* [DIRECTION]:
Extract every line that includes the string "index".

** START OF GIVEN DATA **

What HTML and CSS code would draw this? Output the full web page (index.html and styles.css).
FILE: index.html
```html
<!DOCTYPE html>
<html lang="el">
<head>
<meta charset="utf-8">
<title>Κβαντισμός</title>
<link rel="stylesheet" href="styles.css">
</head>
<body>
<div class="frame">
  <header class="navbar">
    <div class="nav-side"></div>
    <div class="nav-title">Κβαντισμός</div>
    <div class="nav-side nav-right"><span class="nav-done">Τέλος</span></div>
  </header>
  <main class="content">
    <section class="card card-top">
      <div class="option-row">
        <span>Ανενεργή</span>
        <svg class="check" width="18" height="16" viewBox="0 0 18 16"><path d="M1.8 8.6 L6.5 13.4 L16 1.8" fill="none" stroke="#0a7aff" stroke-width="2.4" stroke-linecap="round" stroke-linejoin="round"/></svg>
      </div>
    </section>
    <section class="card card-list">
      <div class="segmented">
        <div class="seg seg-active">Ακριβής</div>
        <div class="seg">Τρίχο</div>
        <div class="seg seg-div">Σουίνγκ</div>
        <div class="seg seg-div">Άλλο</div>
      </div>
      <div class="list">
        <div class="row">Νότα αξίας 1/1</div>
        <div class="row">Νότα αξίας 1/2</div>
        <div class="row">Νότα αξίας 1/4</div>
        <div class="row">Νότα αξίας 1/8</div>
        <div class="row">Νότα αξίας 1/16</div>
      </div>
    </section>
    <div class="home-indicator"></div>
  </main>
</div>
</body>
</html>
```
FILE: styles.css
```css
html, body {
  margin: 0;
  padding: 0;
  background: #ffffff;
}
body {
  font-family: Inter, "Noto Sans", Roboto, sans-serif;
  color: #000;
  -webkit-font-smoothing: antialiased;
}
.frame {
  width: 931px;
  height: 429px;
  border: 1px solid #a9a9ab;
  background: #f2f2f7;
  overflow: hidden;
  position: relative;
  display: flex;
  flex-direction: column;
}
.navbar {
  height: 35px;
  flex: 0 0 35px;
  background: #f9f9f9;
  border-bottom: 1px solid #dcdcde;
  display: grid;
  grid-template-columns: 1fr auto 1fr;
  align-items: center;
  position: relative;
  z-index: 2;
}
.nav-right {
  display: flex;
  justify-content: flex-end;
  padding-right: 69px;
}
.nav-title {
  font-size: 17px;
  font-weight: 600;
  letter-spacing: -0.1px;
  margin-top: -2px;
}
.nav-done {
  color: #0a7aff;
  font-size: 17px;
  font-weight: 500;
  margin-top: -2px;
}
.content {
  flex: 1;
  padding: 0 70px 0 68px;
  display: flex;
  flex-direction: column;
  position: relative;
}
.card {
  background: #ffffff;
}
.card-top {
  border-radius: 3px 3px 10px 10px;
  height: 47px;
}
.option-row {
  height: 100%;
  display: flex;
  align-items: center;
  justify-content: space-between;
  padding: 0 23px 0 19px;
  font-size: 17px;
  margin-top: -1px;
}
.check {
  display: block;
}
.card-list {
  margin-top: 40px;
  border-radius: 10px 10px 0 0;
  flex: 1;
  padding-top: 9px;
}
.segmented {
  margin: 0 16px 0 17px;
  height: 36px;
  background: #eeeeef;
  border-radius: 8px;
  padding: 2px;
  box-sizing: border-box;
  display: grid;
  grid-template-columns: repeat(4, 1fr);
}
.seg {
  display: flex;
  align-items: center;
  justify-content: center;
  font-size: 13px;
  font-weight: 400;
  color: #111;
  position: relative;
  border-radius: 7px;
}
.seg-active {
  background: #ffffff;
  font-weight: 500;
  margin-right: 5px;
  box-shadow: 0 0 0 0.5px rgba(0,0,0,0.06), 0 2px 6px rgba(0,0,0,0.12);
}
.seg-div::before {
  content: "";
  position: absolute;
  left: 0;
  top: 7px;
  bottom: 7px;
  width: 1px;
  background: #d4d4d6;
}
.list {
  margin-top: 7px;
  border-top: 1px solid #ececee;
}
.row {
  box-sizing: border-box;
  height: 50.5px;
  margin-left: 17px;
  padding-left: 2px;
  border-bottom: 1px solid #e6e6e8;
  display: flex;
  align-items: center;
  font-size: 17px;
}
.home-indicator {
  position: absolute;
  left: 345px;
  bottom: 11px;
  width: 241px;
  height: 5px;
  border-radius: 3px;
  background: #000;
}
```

** END OF GIVEN DATA **

* [SOLVED PROBLEM]:
What HTML and CSS code would draw this? Output the full web page (index.html and styles.css).
FILE: index.html
  z-index: 2;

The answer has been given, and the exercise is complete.